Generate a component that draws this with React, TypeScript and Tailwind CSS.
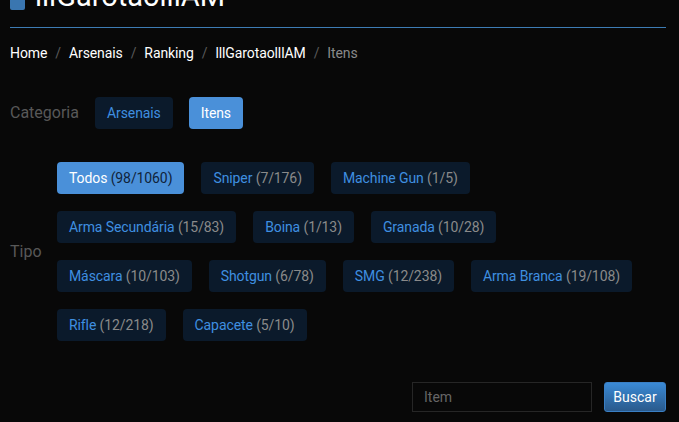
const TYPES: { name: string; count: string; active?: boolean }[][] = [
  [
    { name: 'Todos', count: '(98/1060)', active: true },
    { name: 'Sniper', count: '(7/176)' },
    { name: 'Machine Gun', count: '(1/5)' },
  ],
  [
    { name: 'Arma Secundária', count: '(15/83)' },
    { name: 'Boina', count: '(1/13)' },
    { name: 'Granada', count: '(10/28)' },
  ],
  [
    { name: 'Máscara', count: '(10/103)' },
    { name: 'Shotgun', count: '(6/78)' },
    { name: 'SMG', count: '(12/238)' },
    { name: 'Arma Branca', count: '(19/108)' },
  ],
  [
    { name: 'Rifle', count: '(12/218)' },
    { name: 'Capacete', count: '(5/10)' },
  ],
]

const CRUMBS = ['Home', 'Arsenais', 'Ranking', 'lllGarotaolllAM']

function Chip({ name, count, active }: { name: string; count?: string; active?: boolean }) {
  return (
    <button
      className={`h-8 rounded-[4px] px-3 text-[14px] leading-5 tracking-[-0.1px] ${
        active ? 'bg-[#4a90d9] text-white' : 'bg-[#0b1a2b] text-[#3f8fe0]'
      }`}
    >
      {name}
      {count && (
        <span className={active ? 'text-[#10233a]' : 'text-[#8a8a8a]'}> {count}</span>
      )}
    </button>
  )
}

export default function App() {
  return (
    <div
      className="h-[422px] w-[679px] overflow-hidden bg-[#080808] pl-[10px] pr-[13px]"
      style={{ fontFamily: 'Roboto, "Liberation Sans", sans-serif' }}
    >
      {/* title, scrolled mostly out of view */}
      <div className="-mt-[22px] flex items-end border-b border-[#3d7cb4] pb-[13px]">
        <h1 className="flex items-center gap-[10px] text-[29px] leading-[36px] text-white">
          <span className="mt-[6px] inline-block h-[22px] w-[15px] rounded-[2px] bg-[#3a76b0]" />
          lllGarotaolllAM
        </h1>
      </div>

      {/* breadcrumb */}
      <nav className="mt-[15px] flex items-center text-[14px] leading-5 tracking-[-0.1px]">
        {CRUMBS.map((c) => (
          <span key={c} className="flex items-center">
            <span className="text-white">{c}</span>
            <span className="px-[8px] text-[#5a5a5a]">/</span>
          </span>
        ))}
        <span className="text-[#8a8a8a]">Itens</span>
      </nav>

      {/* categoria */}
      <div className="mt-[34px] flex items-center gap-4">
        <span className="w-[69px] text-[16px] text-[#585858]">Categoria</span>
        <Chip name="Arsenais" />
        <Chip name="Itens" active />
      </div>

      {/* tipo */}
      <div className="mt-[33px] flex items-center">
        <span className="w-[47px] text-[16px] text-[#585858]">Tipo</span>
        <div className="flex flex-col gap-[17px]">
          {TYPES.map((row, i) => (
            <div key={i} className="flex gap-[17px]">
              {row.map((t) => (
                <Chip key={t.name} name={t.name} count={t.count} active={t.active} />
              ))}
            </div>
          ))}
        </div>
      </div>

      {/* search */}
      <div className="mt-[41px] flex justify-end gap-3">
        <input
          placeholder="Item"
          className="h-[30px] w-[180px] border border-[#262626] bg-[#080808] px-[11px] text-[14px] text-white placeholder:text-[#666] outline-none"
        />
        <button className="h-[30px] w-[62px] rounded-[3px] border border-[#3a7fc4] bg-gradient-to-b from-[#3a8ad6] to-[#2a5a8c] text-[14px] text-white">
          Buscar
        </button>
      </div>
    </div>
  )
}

- - - - -

WHAT IS NEEDED - Exclude the images, then output the data above word for word.

THE ANSWER -
Generate a component that draws this with React, TypeScript and Tailwind CSS.
const TYPES: { name: string; count: string; active?: boolean }[][] = [
  [
    { name: 'Todos', count: '(98/1060)', active: true },
    { name: 'Sniper', count: '(7/176)' },
    { name: 'Machine Gun', count: '(1/5)' },
  ],
  [
    { name: 'Arma Secundária', count: '(15/83)' },
    { name: 'Boina', count: '(1/13)' },
    { name: 'Granada', count: '(10/28)' },
  ],
  [
    { name: 'Máscara', count: '(10/103)' },
    { name: 'Shotgun', count: '(6/78)' },
    { name: 'SMG', count: '(12/238)' },
    { name: 'Arma Branca', count: '(19/108)' },
  ],
  [
    { name: 'Rifle', count: '(12/218)' },
    { name: 'Capacete', count: '(5/10)' },
  ],
]

const CRUMBS = ['Home', 'Arsenais', 'Ranking', 'lllGarotaolllAM']

function Chip({ name, count, active }: { name: string; count?: string; active?: boolean }) {
  return (
    <button
      className={`h-8 rounded-[4px] px-3 text-[14px] leading-5 tracking-[-0.1px] ${
        active ? 'bg-[#4a90d9] text-white' : 'bg-[#0b1a2b] text-[#3f8fe0]'
      }`}
    >
      {name}
      {count && (
        <span className={active ? 'text-[#10233a]' : 'text-[#8a8a8a]'}> {count}</span>
      )}
    </button>
  )
}

export default function App() {
  return (
    <div
      className="h-[422px] w-[679px] overflow-hidden bg-[#080808] pl-[10px] pr-[13px]"
      style={{ fontFamily: 'Roboto, "Liberation Sans", sans-serif' }}
    >
      {/* title, scrolled mostly out of view */}
      <div className="-mt-[22px] flex items-end border-b border-[#3d7cb4] pb-[13px]">
        <h1 className="flex items-center gap-[10px] text-[29px] leading-[36px] text-white">
          <span className="mt-[6px] inline-block h-[22px] w-[15px] rounded-[2px] bg-[#3a76b0]" />
          lllGarotaolllAM
        </h1>
      </div>

      {/* breadcrumb */}
      <nav className="mt-[15px] flex items-center text-[14px] leading-5 tracking-[-0.1px]">
        {CRUMBS.map((c) => (
          <span key={c} className="flex items-center">
            <span className="text-white">{c}</span>
            <span className="px-[8px] text-[#5a5a5a]">/</span>
          </span>
        ))}
        <span className="text-[#8a8a8a]">Itens</span>
      </nav>

      {/* categoria */}
      <div className="mt-[34px] flex items-center gap-4">
        <span className="w-[69px] text-[16px] text-[#585858]">Categoria</span>
        <Chip name="Arsenais" />
        <Chip name="Itens" active />
      </div>

      {/* tipo */}
      <div className="mt-[33px] flex items-center">
        <span className="w-[47px] text-[16px] text-[#585858]">Tipo</span>
        <div className="flex flex-col gap-[17px]">
          {TYPES.map((row, i) => (
            <div key={i} className="flex gap-[17px]">
              {row.map((t) => (
                <Chip key={t.name} name={t.name} count={t.count} active={t.active} />
              ))}
            </div>
          ))}
        </div>
      </div>

      {/* search */}
      <div className="mt-[41px] flex justify-end gap-3">
        <input
          placeholder="Item"
          className="h-[30px] w-[180px] border border-[#262626] bg-[#080808] px-[11px] text-[14px] text-white placeholder:text-[#666] outline-none"
        />
        <button className="h-[30px] w-[62px] rounded-[3px] border border-[#3a7fc4] bg-gradient-to-b from-[#3a8ad6] to-[#2a5a8c] text-[14px] text-white">
          Buscar
        </button>
      </div>
    </div>
  )
}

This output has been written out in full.